Oui et non ! Difficile de juger ce 14e festival assez fortement perturbé
par les grèves. Un seul exemple : Fred Vargas a annulé
toutes ses interventions du lundi pour prendre un hypothétique
train la ramenant sur Paris.
Le problème avec ce genre de manifestation qui tire vers le gigantisme
est de faire un choix. On est un peu comme l’âne de Buridan. Où
aller et que regarder ? C’est le genre de salon où on se laisse
aller au coup de cœur, où l’on découvre des auteurs inconnus
souvent éloignés de nos lectures habituelles.
N’est-ce pas le but des Etonnants Voyageurs ?
Bernard Reversat
02/06/2003
Saint-Malo à l’heure
des Étonnants Voyageurs
Une nouvelle fois, du samedi
7 au lundi 9 juin, l’embarquement pour un voyage immobile dans l’écrit
et le filmé se fera depuis chez Surcouf et Chateaubriand, à
Saint-Malo.
Au programme du Festival : une
multitude de débats, de rencontres, de projections et de signatures
d’auteurs.
Le polar et le noir y ont toujours
une bonne place. Cette année, l’auteur le plus courtisé
devrait être Manuel Vasquez Montalban.

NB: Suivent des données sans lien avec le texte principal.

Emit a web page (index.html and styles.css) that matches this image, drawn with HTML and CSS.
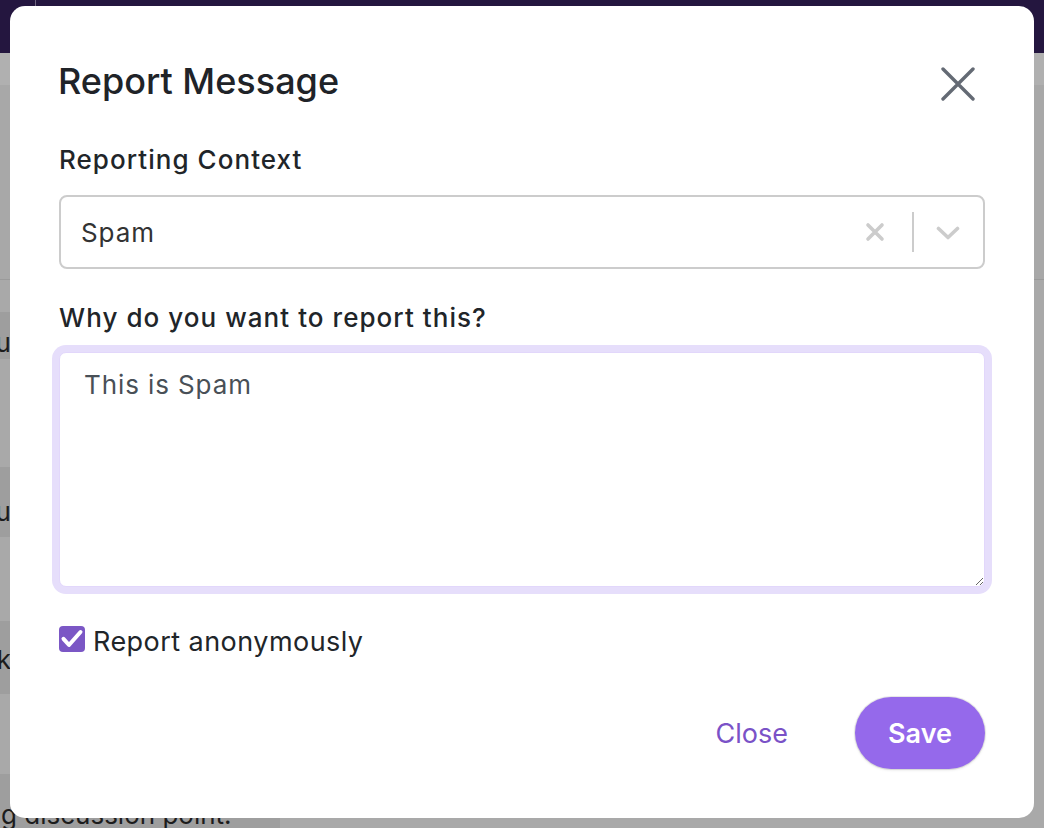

Les portraits de Ricardo
Montserrat et de Jean-François Coatmeur, suivis d’une rencontre,
devraient intéresser les amateurs, tout comme les différents
hommages qui seront rendus à Georges Simenon. Le parfum de Fred
Vargas et de Chantal Pelletier, les dames en noir de service pour cette
édition, pourrait peut être en envoûter plus d’un
lors de leur prestation...
Nous y serons et nous vous rendrons
compte des moments les plus importants. A suivre !
Bernard Bec
Pour le programme complet : http://www.etonnants-voyageurs.net
13/04/2003
22 heures
21e Festival du Film Policier
de Cognac
F I N
Wanted
De Brad Mirman, Canada
Avec Gérard Depardieu, Harvey Keitel, Johnny Hallyday, Renaud,
Saïd Taghmaoui, Stéphane Freiss, Albert Dray et Richard
Bohringer
Film de clôture
Une bande de petits cambrioleurs
parisiens est envoyée à Chicago pour un vol de bijoux.
Mission sans problème, qui vire au cauchemar quand nos amis s‘aperçoivent
qu’ils sont chez un gros mafiosi. Ils vident tout de même le coffre,
sous les yeux stupéfaits du FBI, qui surveillait le truand. Ils
se retrouvent perdus dans Chicago avec la police, le FBI, la mafia et
même un gang de rues aux trousses. Leur seul but est de quitter
l’Amérique pour rentrer bien pépère en France.
A la mort de l’un d’eux, la colère les prend, ils décident
alors de régler leurs comptes…
Un film de copains, agréable à regarder. Renaud, en tueur
déjanté, est à mourir de rire, Depardieu est le
chef, bien entendu, Taghmaoui appelle sa femme tous les jours pour la
rassurer et Hallyday en faux-vrai dur est criant de vérité.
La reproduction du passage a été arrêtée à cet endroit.